On February 2, 2015, Nexstar finalized its acquisition of Yashi, a location-focused, video-advertising and programmatic-technology company, for $33 million. On November 17, 2015, Nexstar announced its intent to purchase West Virginia Media Holdings' stations for $130 million. The company took over the stations' non-license assets under a time brokerage agreement in December 2015 pending the formal completion of the deal, expected in late 2016. The two companies viewed the acquisition as being a complement to Nexstar's WHAG-TV, whose coverage area includes the Eastern Panhandle region. Nexstar CEO Perry A. Sook is an alumnus of WOWK. The sale was completed on January 31, 2017.
On August 1, 2018, Nexstar bought out KRBK in Springfield from Koplar Communications for $16.45 million, and also bought out WHDF in Huntsville from Lockwood Broadcast Group for $2.25 million. On November 1, 2018, Nexstar bought out MyNetworkTV affiliate KFVE in Honolulu from American Spirit Media as part of transactions requiring from the Raycom Media/Gray Television merger. In spring 2019, Nexstar launched Border Report, a website focusing on news stories from the Mexico–United States border.

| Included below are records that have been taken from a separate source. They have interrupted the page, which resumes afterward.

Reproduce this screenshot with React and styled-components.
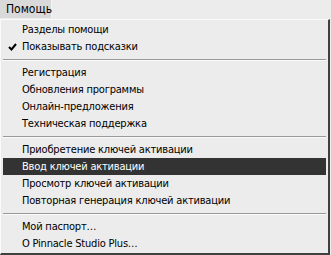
import React from "react";
import styled, { createGlobalStyle } from "styled-components";

const Global = createGlobalStyle`
  html, body { margin: 0; padding: 0; background: #ececec; }
  body { width: 331px; height: 255px; overflow: hidden; }
  #root { width: 331px; height: 255px; }
`;

const Screen = styled.div`
  width: 331px;
  height: 255px;
  background: #ececec;
  font-family: "DejaVu Sans Condensed", "Liberation Sans", Arial, sans-serif;
  font-size: 11px;
  color: #000;
  display: flex;
  flex-direction: column;
`;

const MenuBar = styled.div`
  height: 18px;
  display: flex;
  align-items: stretch;
  padding-bottom: 1px;
  background: #ececec;
`;

const BarItem = styled.div`
  width: 52px;
  display: flex;
  align-items: center;
  padding-left: 6px;
  box-sizing: border-box;
  background: #d9d9d9;
  border-right: 1px solid #f4f4f4;
  font-size: 12px;
`;

const Panel = styled.div`
  width: 330px;
  height: 236px;
  box-sizing: border-box;
  border-top: 1px solid #fafafa;
  border-left: 1px solid #fafafa;
  border-right: 2px solid #404040;
  border-bottom: 2px solid #404040;
  padding: 1px 1px 0;
  display: flex;
  flex-direction: column;
  background: #ececec;
`;

const Item = styled.div`
  height: 17px;
  display: flex;
  align-items: center;
  margin: 0 1px;
  padding-left: 19px;
  position: relative;
  background: ${(p) => (p.$active ? "#333333" : "transparent")};
  color: ${(p) => (p.$active ? "#ffffff" : "#000000")};
  font-size: 11px;
  letter-spacing: -0.2px;
  white-space: nowrap;
`;

const Check = styled.svg`
  position: absolute;
  left: 5px;
  top: 5px;
`;

const Separator = styled.div`
  height: 9px;
  display: flex;
  flex-direction: column;
  justify-content: center;
  padding: 0 1px;
  &::before {
    content: "";
    display: block;
    height: 1px;
    background: #999999;
  }
  &::after {
    content: "";
    display: block;
    height: 1px;
    background: #fafafa;
  }
`;

const groups = [
  [
    { t: "Разделы помощи" },
    { t: "Показывать подсказки", check: true },
  ],
  [
    { t: "Регистрация" },
    { t: "Обновления программы" },
    { t: "Онлайн-предложения" },
    { t: "Техническая поддержка" },
  ],
  [
    { t: "Приобретение ключей активации" },
    { t: "Ввод ключей активации", active: true },
    { t: "Просмотр ключей активации" },
    { t: "Повторная генерация ключей активации" },
  ],
  [{ t: "Мой паспорт…" }, { t: "O Pinnacle Studio Plus…" }],
];

export default function App() {
  return (
    <Screen>
      <Global />
      <MenuBar>
        <BarItem>Помощь</BarItem>
      </MenuBar>
      <Panel>
        {groups.map((g, gi) => (
          <React.Fragment key={gi}>
            {gi > 0 && <Separator />}
            {g.map((it) => (
              <Item key={it.t} $active={it.active}>
                {it.check && (
                  <Check width="9" height="8" viewBox="0 0 9 8">
                    <path d="M1 4 L3.5 6.5 L8 1" stroke="#000" strokeWidth="2" fill="none" />
                  </Check>
                )}
                {it.t}
              </Item>
            ))}
          </React.Fragment>
        ))}
      </Panel>
    </Screen>
  );
}
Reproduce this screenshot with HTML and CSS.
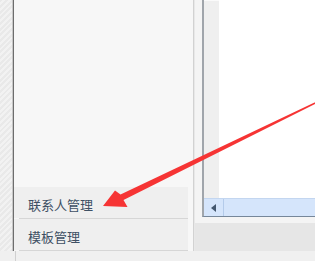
FILE: index.html
```html
<!DOCTYPE html>
<html lang="zh">
<head>
<meta charset="utf-8">
<title>联系人管理</title>
<link rel="stylesheet" href="styles.css">
</head>
<body>
<div class="app">
  <div class="main">
    <div class="strip"></div>
    <div class="sidebar">
      <div class="menu">
        <div class="menu-item">联系人管理</div>
        <div class="sep"></div>
        <div class="menu-item">模板管理</div>
        <div class="sep"></div>
      </div>
    </div>
    <div class="divider"></div>
    <div class="right">
      <div class="box">
        <div class="canvas">
          <div class="gutter"></div>
          <div class="sheet"></div>
        </div>
        <div class="hscroll">
          <div class="scroll-btn"><span class="tri"></span></div>
          <div class="scroll-track"></div>
        </div>
      </div>
      <div class="spacer"></div>
      <div class="panel"></div>
    </div>
  </div>
  <div class="status"><div class="status-line"></div></div>
  <svg class="arrow" width="315" height="261" viewBox="0 0 315 261">
    <polygon fill="#f63434" points="103,206 115,190.5 120.5,194.6 329.7,95.2 330.3,96.2 123.5,200 127.5,207"/>
  </svg>
</div>
</body>
</html>
```

FILE: styles.css
```css
html, body {
  margin: 0;
  padding: 0;
}
body {
  width: 315px;
  height: 261px;
  overflow: hidden;
  background: #f0f0f0;
  font-family: "Noto Sans CJK SC", "Noto Sans", sans-serif;
}
.app {
  position: relative;
  width: 315px;
  height: 261px;
  display: flex;
  flex-direction: column;
}
.main {
  display: flex;
  height: 251px;
}
.strip {
  width: 12px;
  flex: none;
  background: repeating-linear-gradient(135deg, #e9e9e9 0 2px, #f2f2f2 2px 4px);
  border-right: 1px solid #c8c8c8;
}
.sidebar {
  width: 180px;
  flex: none;
  box-sizing: border-box;
  background: #f7f7f7;
  border-left: 1px solid #6d6d6d;
  display: flex;
  flex-direction: column;
  justify-content: flex-end;
}
.menu {
  width: 174px;
  display: flex;
  flex-direction: column;
}
.menu-item {
  height: 31px;
  box-sizing: border-box;
  padding: 4px 0 0 14px;
  display: flex;
  align-items: center;
  background: #efefef;
  color: #3e5064;
  font-size: 13px;
}
.sep {
  height: 1px;
  margin-left: 5px;
  background: #d6d6d6;
}
.divider {
  width: 1px;
  flex: none;
  background: #d2d2d2;
  border-right: 1px solid #e8e8e8;
}
.right {
  flex: 1;
  display: flex;
  flex-direction: column;
  background: #f4f4f4;
}
.box {
  height: 217px;
  margin-left: 7px;
  box-sizing: border-box;
  border-left: 2px solid #a0a5ab;
  border-bottom: 1px solid #76879a;
  display: flex;
  flex-direction: column;
}
.canvas {
  flex: 1;
  display: flex;
}
.gutter {
  width: 15px;
  background: #efefef;
  border-top: 1px solid #fafafa;
}
.sheet {
  flex: 1;
  background: #ffffff;
}
.hscroll {
  height: 18px;
  display: flex;
  background: #d5e5fb;
  box-sizing: border-box;
  border-top: 1px solid #c3d6f0;
}
.scroll-btn {
  width: 19px;
  border-right: 1px solid #b4cbea;
  display: flex;
  align-items: center;
  justify-content: center;
}
.tri {
  width: 0;
  height: 0;
  border-top: 4px solid transparent;
  border-bottom: 4px solid transparent;
  border-right: 5px solid #43576f;
}
.scroll-track {
  flex: 1;
}
.spacer {
  height: 6px;
}
.panel {
  flex: 1;
  background: #e6e6e6;
}
.status {
  height: 10px;
  background: #f0f0f0;
  display: flex;
}
.status-line {
  width: 1px;
  margin-left: 15px;
  background: #d0d0d0;
}
.arrow {
  position: absolute;
  left: 0;
  top: 0;
  pointer-events: none;
}
```
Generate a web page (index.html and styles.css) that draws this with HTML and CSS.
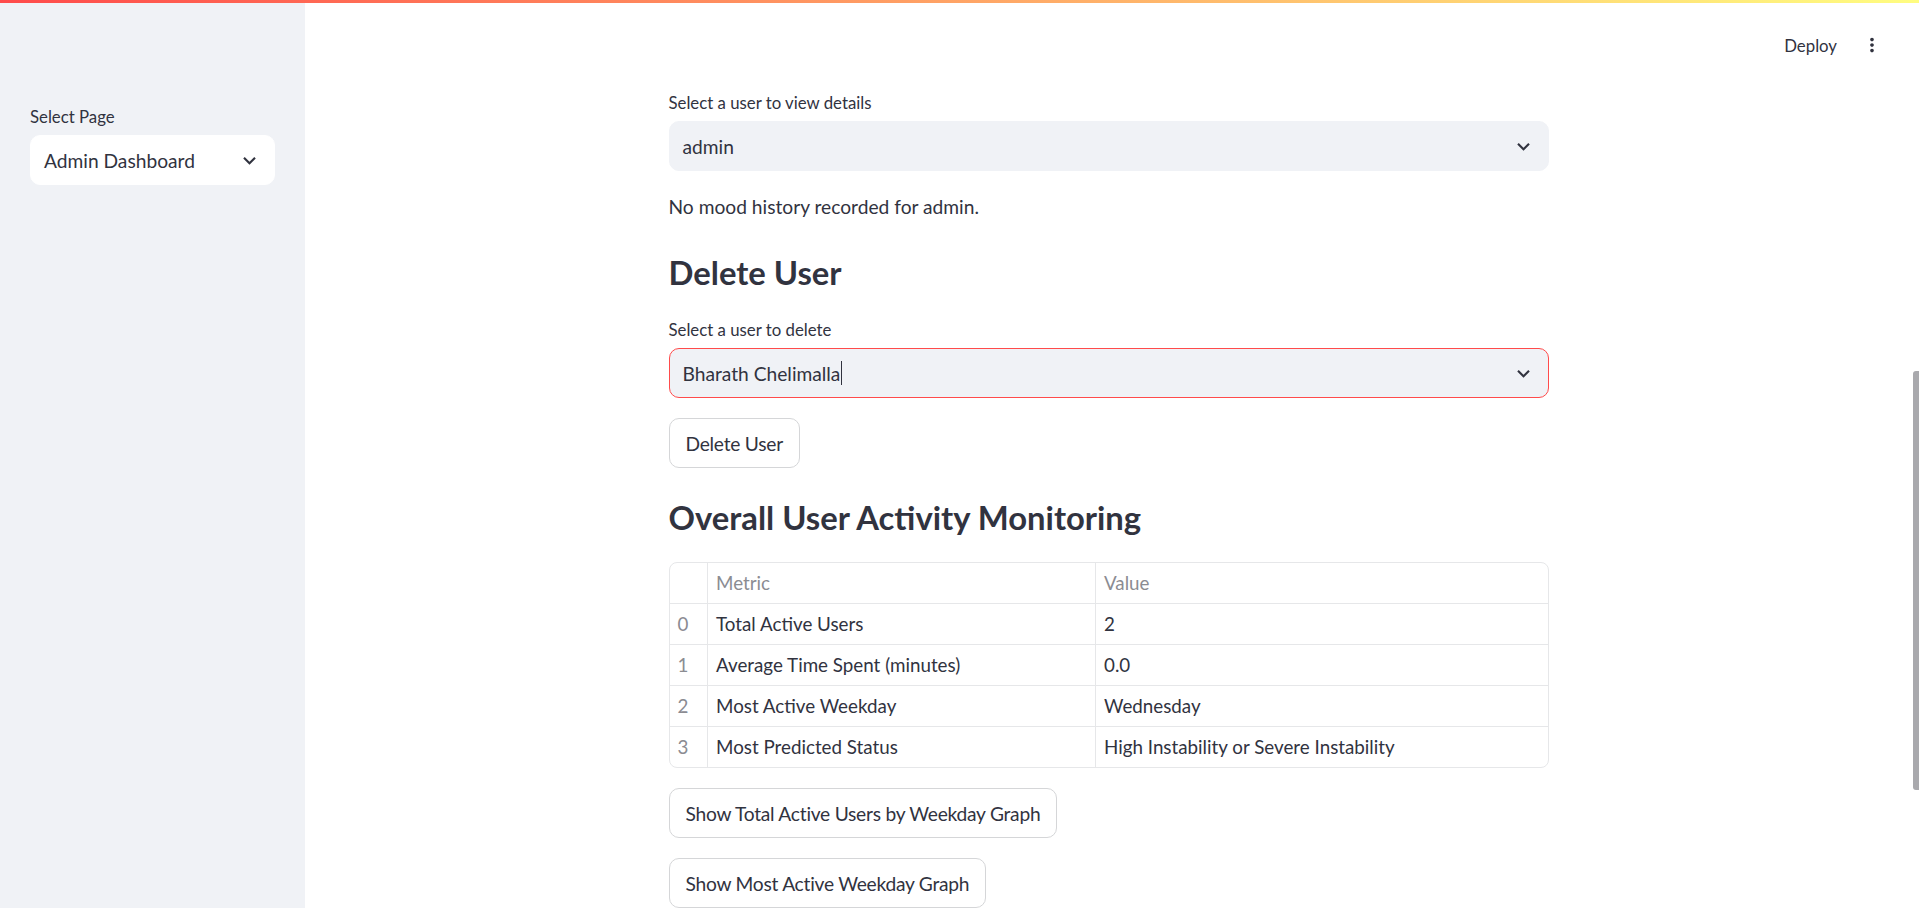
FILE: index.html
```html
<!DOCTYPE html>
<html lang="en">
<head>
<meta charset="utf-8">
<title>Admin Dashboard</title>
<link rel="stylesheet" href="styles.css">
</head>
<body>
<div class="decoration"></div>
<div class="app">
  <aside class="sidebar">
    <div class="widget">
      <div class="widget-label">Select Page</div>
      <div class="select select-white">
        <span class="select-value">Admin Dashboard</span>
        <svg class="chevron" viewBox="0 0 24 24"><path d="M16.59 8.59L12 13.17 7.41 8.59 6 10l6 6 6-6z"/></svg>
      </div>
    </div>
  </aside>
  <main class="main">
    <header class="header">
      <span class="deploy">Deploy</span>
      <svg class="kebab" viewBox="0 0 24 24"><path d="M12 8c1.1 0 2-.9 2-2s-.9-2-2-2-2 .9-2 2 .9 2 2 2zm0 2c-1.1 0-2 .9-2 2s.9 2 2 2 2-.9 2-2-.9-2-2-2zm0 6c-1.1 0-2 .9-2 2s.9 2 2 2 2-.9 2-2-.9-2-2-2z"/></svg>
    </header>
    <div class="content">
      <div class="block">
        <div class="widget">
          <div class="widget-label">Select a user to view details</div>
          <div class="select">
            <span class="select-value">admin</span>
            <svg class="chevron" viewBox="0 0 24 24"><path d="M16.59 8.59L12 13.17 7.41 8.59 6 10l6 6 6-6z"/></svg>
          </div>
        </div>
        <p class="text">No mood history recorded for admin.</p>
        <h3 class="heading">Delete User</h3>
        <div class="widget">
          <div class="widget-label">Select a user to delete</div>
          <div class="select select-focus">
            <span class="select-value">Bharath Chelimalla<span class="caret"></span></span>
            <svg class="chevron" viewBox="0 0 24 24"><path d="M16.59 8.59L12 13.17 7.41 8.59 6 10l6 6 6-6z"/></svg>
          </div>
        </div>
        <div><button class="btn">Delete User</button></div>
        <h3 class="heading">Overall User Activity Monitoring</h3>
        <div class="table-wrap">
          <table class="df">
            <thead>
              <tr><th class="idx"></th><th class="col-metric">Metric</th><th>Value</th></tr>
            </thead>
            <tbody>
              <tr><td class="idx">0</td><td>Total Active Users</td><td>2</td></tr>
              <tr><td class="idx">1</td><td>Average Time Spent (minutes)</td><td>0.0</td></tr>
              <tr><td class="idx">2</td><td>Most Active Weekday</td><td>Wednesday</td></tr>
              <tr><td class="idx">3</td><td>Most Predicted Status</td><td>High Instability or Severe Instability</td></tr>
            </tbody>
          </table>
        </div>
        <div><button class="btn">Show Total Active Users by Weekday Graph</button></div>
        <div><button class="btn">Show Most Active Weekday Graph</button></div>
      </div>
    </div>
    <div class="scroll-thumb"></div>
  </main>
</div>
</body>
</html>
```
FILE: styles.css
```css
* { box-sizing: border-box; }
html, body {
  margin: 0;
  padding: 0;
  height: 100%;
  overflow: hidden;
  background: #ffffff;
}
body {
  font-family: Lato, "Noto Sans", "Liberation Sans", sans-serif;
  color: #31333f;
  font-size: 19.2px;
}
.decoration {
  position: fixed;
  top: 0;
  left: 0;
  right: 0;
  height: 3px;
  background: linear-gradient(90deg, #ff4b4b, #fffd80);
  z-index: 10;
}
.app {
  display: flex;
  height: 908px;
}
.sidebar {
  width: 305px;
  flex: none;
  background: #f0f2f6;
  padding: 104px 30px 0 30px;
}
.main {
  flex: 1;
  position: relative;
  display: flex;
  flex-direction: column;
}
.header {
  height: 75px;
  padding: 15px 36px 0 0;
  display: flex;
  align-items: center;
  justify-content: flex-end;
  gap: 24px;
}
.deploy {
  font-size: 16.8px;
  color: #31333f;
}
.kebab {
  width: 22px;
  height: 22px;
  fill: #31333f;
}
.content {
  padding: 15px 7px 0 0;
}
.block {
  width: 880px;
  margin: 0 auto;
  display: flex;
  flex-direction: column;
  gap: 20px;
}
.widget-label {
  font-size: 16.8px;
  line-height: 25px;
  height: 25px;
  margin-bottom: 6px;
}
.select {
  height: 50px;
  border-radius: 10px;
  background: #f0f2f6;
  border: 1px solid #f0f2f6;
  display: flex;
  align-items: center;
  justify-content: space-between;
  padding: 0 12px 0 13px;
}
.select-white {
  background: #ffffff;
  border-color: #ffffff;
}
.select-focus {
  border-color: #ff4b4b;
}
.select-value {
  font-size: 19.2px;
  display: flex;
  align-items: center;
}
.caret {
  display: inline-block;
  width: 1px;
  height: 24px;
  background: #31333f;
  margin-left: 1px;
}
.chevron {
  width: 25px;
  height: 25px;
  fill: #31333f;
}
.text {
  margin: 0;
  font-size: 19.2px;
  line-height: 32px;
}
.heading {
  margin: 0;
  padding: 9px 0 3px 0;
  font-size: 32.8px;
  line-height: 42px;
  font-weight: 700;
}
.btn {
  font-family: inherit;
  font-size: 19.2px;
  letter-spacing: -0.25px;
  color: #31333f;
  background: #ffffff;
  border: 1px solid #d5d6d8;
  border-radius: 10px;
  height: 50px;
  padding: 0 16px;
  cursor: pointer;
}
.table-wrap {
  border: 1px solid #e6e7e9;
  border-radius: 8px;
  overflow: hidden;
}
.df {
  width: 100%;
  border-collapse: collapse;
  font-size: 18.8px;
}
.df th, .df td {
  text-align: left;
  padding: 0 0 0 8px;
  border-right: 1px solid #e6e7e9;
  border-bottom: 1px solid #e6e7e9;
  font-weight: 400;
  white-space: nowrap;
}
.df th:last-child, .df td:last-child { border-right: none; }
.df tbody tr:last-child td { border-bottom: none; }
.df th {
  height: 40px;
  color: #8b8c92;
}
.df td {
  height: 41px;
}
.df .idx {
  width: 38px;
  color: #8b8c92;
}
.df .col-metric {
  width: 388px;
}
.scroll-thumb {
  position: absolute;
  right: 0;
  top: 371px;
  width: 6px;
  height: 419px;
  background: #a9a9ad;
  border-radius: 3px 0 0 3px;
}
```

On November 5, 2019, it was announced that Nexstar would acquire Fox Television Stations-owned WJZY and MyNetworkTV outlet WMYT-TV in Charlotte, North Carolina for $45 million. In turn, it also announced that it would sell its duopoly of Seattle-based KCPQ and KZJO to FTS in a separate deal worth $350 million. Nexstar made the transactions to pay down debt and consolidate operations in the Southeast. The sale closed on March 2, 2020. As part of a settlement between the parties in litigation over the failed deal, Sinclair had to sell WDKY-TV in Lexington, Kentucky, and the non-license assets of KGBT-TV in Harlingen, Texas, to Nexstar Media Group for $60 million on January 27, 2020. The company's founder, Perry Sook, had once been a principal of Superior Communications, who owned the WDKY property, making the sale to Nexstar a homecoming of sorts. WDKY's transaction was completed on September 17, 2020.